───── RAW DATA ─────

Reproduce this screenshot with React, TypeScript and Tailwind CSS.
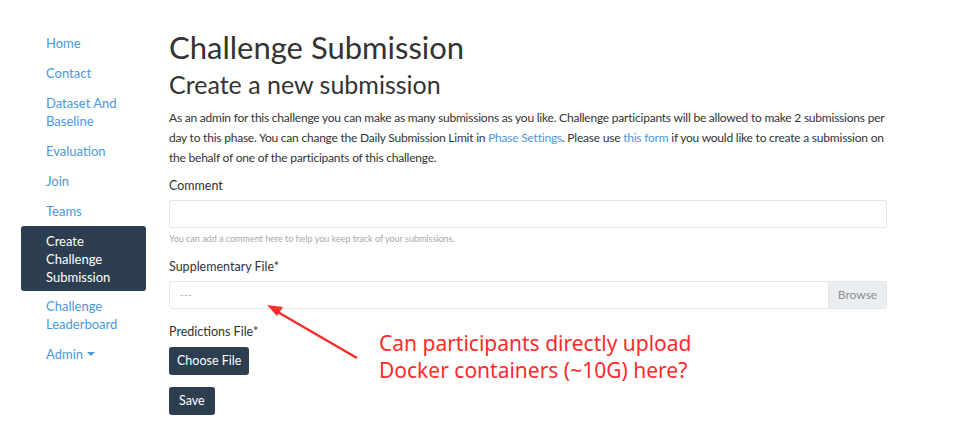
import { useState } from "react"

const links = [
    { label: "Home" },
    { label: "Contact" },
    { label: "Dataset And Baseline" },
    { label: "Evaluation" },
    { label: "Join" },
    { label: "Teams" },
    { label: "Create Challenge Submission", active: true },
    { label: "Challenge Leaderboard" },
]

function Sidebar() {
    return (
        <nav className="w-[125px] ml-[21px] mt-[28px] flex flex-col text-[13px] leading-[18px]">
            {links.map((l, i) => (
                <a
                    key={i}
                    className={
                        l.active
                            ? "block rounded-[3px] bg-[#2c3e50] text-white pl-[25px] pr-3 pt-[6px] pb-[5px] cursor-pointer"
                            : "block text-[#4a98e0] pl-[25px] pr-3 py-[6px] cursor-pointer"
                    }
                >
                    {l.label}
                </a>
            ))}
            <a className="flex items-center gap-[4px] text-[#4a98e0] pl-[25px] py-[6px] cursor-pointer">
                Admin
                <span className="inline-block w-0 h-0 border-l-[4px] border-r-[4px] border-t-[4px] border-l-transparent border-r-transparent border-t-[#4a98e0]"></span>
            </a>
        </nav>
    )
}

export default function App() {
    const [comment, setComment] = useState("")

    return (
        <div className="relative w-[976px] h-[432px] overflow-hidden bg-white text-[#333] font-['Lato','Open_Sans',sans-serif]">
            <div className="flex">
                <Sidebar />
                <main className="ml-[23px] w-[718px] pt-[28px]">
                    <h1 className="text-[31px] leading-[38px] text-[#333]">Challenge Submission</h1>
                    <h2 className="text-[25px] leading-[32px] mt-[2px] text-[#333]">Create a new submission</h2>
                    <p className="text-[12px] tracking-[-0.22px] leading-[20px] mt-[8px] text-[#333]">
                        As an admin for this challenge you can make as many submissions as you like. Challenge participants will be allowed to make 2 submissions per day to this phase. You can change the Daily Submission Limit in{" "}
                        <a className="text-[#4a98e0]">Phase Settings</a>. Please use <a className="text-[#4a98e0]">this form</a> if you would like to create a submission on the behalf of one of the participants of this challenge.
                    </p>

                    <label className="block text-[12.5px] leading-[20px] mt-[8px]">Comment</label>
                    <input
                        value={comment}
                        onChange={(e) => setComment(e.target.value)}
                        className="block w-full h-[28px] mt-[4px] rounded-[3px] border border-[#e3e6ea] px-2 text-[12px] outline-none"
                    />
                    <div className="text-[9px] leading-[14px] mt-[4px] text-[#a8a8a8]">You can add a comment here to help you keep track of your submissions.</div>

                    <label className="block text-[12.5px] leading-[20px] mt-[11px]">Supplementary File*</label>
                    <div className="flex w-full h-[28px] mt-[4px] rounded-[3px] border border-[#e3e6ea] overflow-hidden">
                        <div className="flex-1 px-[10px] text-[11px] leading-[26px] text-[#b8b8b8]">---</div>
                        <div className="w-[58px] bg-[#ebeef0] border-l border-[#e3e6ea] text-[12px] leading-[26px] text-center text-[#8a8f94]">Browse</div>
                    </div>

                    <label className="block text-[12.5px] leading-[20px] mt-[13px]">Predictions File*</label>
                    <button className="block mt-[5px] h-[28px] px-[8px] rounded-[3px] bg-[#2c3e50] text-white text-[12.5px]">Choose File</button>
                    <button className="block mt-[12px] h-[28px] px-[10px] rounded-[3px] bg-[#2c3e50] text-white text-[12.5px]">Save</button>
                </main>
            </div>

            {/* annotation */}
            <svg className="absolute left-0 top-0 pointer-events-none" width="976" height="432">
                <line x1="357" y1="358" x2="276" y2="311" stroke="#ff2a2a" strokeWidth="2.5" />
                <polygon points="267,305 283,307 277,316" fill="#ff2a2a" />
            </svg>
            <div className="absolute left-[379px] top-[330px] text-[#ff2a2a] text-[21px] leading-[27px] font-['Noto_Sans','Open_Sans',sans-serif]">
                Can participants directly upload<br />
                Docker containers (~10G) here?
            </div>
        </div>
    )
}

─────

> YOUR GOAL
Quote the listing above in full, except for the pictures.

> RESULT OF THIS EXERCISE
Reproduce this screenshot with React, TypeScript and Tailwind CSS.
import { useState } from "react"

const links = [
    { label: "Home" },
    { label: "Contact" },
    { label: "Dataset And Baseline" },
    { label: "Evaluation" },
    { label: "Join" },
    { label: "Teams" },
    { label: "Create Challenge Submission", active: true },
    { label: "Challenge Leaderboard" },
]

function Sidebar() {
    return (
        <nav className="w-[125px] ml-[21px] mt-[28px] flex flex-col text-[13px] leading-[18px]">
            {links.map((l, i) => (
                <a
                    key={i}
                    className={
                        l.active
                            ? "block rounded-[3px] bg-[#2c3e50] text-white pl-[25px] pr-3 pt-[6px] pb-[5px] cursor-pointer"
                            : "block text-[#4a98e0] pl-[25px] pr-3 py-[6px] cursor-pointer"
                    }
                >
                    {l.label}
                </a>
            ))}
            <a className="flex items-center gap-[4px] text-[#4a98e0] pl-[25px] py-[6px] cursor-pointer">
                Admin
                <span className="inline-block w-0 h-0 border-l-[4px] border-r-[4px] border-t-[4px] border-l-transparent border-r-transparent border-t-[#4a98e0]"></span>
            </a>
        </nav>
    )
}

export default function App() {
    const [comment, setComment] = useState("")

    return (
        <div className="relative w-[976px] h-[432px] overflow-hidden bg-white text-[#333] font-['Lato','Open_Sans',sans-serif]">
            <div className="flex">
                <Sidebar />
                <main className="ml-[23px] w-[718px] pt-[28px]">
                    <h1 className="text-[31px] leading-[38px] text-[#333]">Challenge Submission</h1>
                    <h2 className="text-[25px] leading-[32px] mt-[2px] text-[#333]">Create a new submission</h2>
                    <p className="text-[12px] tracking-[-0.22px] leading-[20px] mt-[8px] text-[#333]">
                        As an admin for this challenge you can make as many submissions as you like. Challenge participants will be allowed to make 2 submissions per day to this phase. You can change the Daily Submission Limit in{" "}
                        <a className="text-[#4a98e0]">Phase Settings</a>. Please use <a className="text-[#4a98e0]">this form</a> if you would like to create a submission on the behalf of one of the participants of this challenge.
                    </p>

                    <label className="block text-[12.5px] leading-[20px] mt-[8px]">Comment</label>
                    <input
                        value={comment}
                        onChange={(e) => setComment(e.target.value)}
                        className="block w-full h-[28px] mt-[4px] rounded-[3px] border border-[#e3e6ea] px-2 text-[12px] outline-none"
                    />
                    <div className="text-[9px] leading-[14px] mt-[4px] text-[#a8a8a8]">You can add a comment here to help you keep track of your submissions.</div>

                    <label className="block text-[12.5px] leading-[20px] mt-[11px]">Supplementary File*</label>
                    <div className="flex w-full h-[28px] mt-[4px] rounded-[3px] border border-[#e3e6ea] overflow-hidden">
                        <div className="flex-1 px-[10px] text-[11px] leading-[26px] text-[#b8b8b8]">---</div>
                        <div className="w-[58px] bg-[#ebeef0] border-l border-[#e3e6ea] text-[12px] leading-[26px] text-center text-[#8a8f94]">Browse</div>
                    </div>

                    <label className="block text-[12.5px] leading-[20px] mt-[13px]">Predictions File*</label>
                    <button className="block mt-[5px] h-[28px] px-[8px] rounded-[3px] bg-[#2c3e50] text-white text-[12.5px]">Choose File</button>
                    <button className="block mt-[12px] h-[28px] px-[10px] rounded-[3px] bg-[#2c3e50] text-white text-[12.5px]">Save</button>
                </main>
            </div>

            {/* annotation */}
            <svg className="absolute left-0 top-0 pointer-events-none" width="976" height="432">
                <line x1="357" y1="358" x2="276" y2="311" stroke="#ff2a2a" strokeWidth="2.5" />
                <polygon points="267,305 283,307 277,316" fill="#ff2a2a" />
            </svg>
            <div className="absolute left-[379px] top-[330px] text-[#ff2a2a] text-[21px] leading-[27px] font-['Noto_Sans','Open_Sans',sans-serif]">
                Can participants directly upload<br />
                Docker containers (~10G) here?
            </div>
        </div>
    )
}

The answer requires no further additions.